Photochromic composites with fast light response, high contrast, and waterproof properties

Abstract

Preparation of reusable photochromic materials is an effective strategy to alleviate resource waste, energy crisis and environmental problems. However, some weak links (such as slow light response rate, poor cycling stability, hydrophilicity, etc.) may limit their application in specific fields. Here, an intelligent material combines the advantages of inorganic compounds and organic substances, of which rapid charge transfer enables reversible color change assembly among semiconductors, polyoxometalates (POMs) and polymers. Specifically, Keggin-structure POMs are spontaneously attached to nitrogen-containing polymer by hydrogen bonds between terminal oxygen atoms of POMs and protons of amide nitrogen. Additionally, nano-TiO2 which acts as an extra electro donor is doped in this system.
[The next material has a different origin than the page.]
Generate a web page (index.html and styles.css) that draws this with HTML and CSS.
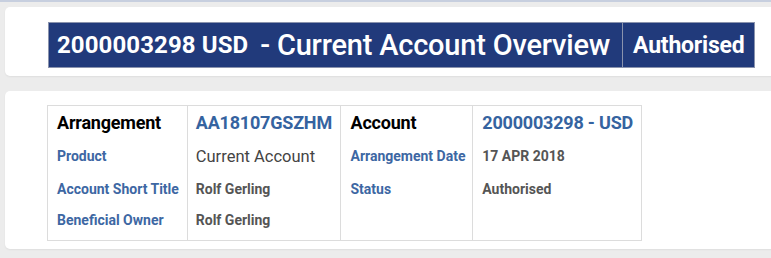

When exposed to UV light, the accelerated photoelectron transmission within the system achieves rapid color switching for a few seconds and achieves a reflection value difference of 64.12% within 60 s, displaying fast light response rate and high contrast. In addition, it also has stable cycling characteristics, with only a slight decrease in contrast after 20 times optical printing. On the premise of ensuring readability, a simple spraying treatment forms an anchorage of polydimethylsiloxane/TiO2 layer to photochromic layer, providing this material with waterproof properties. Encouragingly, this system can be applied by air-jet electrospinning, leading to a forward leap of self-fading time for compressing to 1 h. Overall, a waterproof photochromic composite has been developed based on the pain points of this material required overcoming, exhibiting potential in the fields of rewritable materials, anti-counterfeiting materials, indicator materials, etc.